Global leaders are gearing up for a meeting in Dubai later this year to discuss the world’s progress in reducing carbon emissions.

Many vulnerable Asia-Pacific countries advocate for aggressive climate action and set timelines. However, oil and coal-dependent countries like China, Russia, Saudi Arabia, and India are against such specific targets and fossil fuel phaseouts.

ENG_ENV_HottestSeptember_10052023.2.jpg
This infographic shows global daily surface air temperature (degrees Celsius) from Jan. 1, 1940, to Sep. 30, 2023, plotted as a time series for each year. Credit: Copernicus Climate Change Service/ECMWF.

According to Copernicus, the temperature worldwide from January to September 2023 exceeded the average by 0.52 C and was 0.05 C above the same timeframe in 2016, the warmest year on record.
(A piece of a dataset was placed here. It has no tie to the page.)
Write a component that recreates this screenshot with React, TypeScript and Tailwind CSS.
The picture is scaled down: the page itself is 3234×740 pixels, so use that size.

Last August was the warmest August globally and hotter than all other months except July 2023, when it broke the record with the global average temperature at 16.95 C (62.51 F).

The daily average global mean surface air temperature reached 17.08 C (62.74 F) on July 6, surpassing the record set in August 2016, making it the hottest day, with July 5 and 7 shortly behind.

Copernicus said the average sea surface temperature over 60°S–60°N reached 20.92 C, marking it as the warmest September and second-highest monthly temperature ever recorded after August 2023, when it reached nearly 21 C (69.8 F).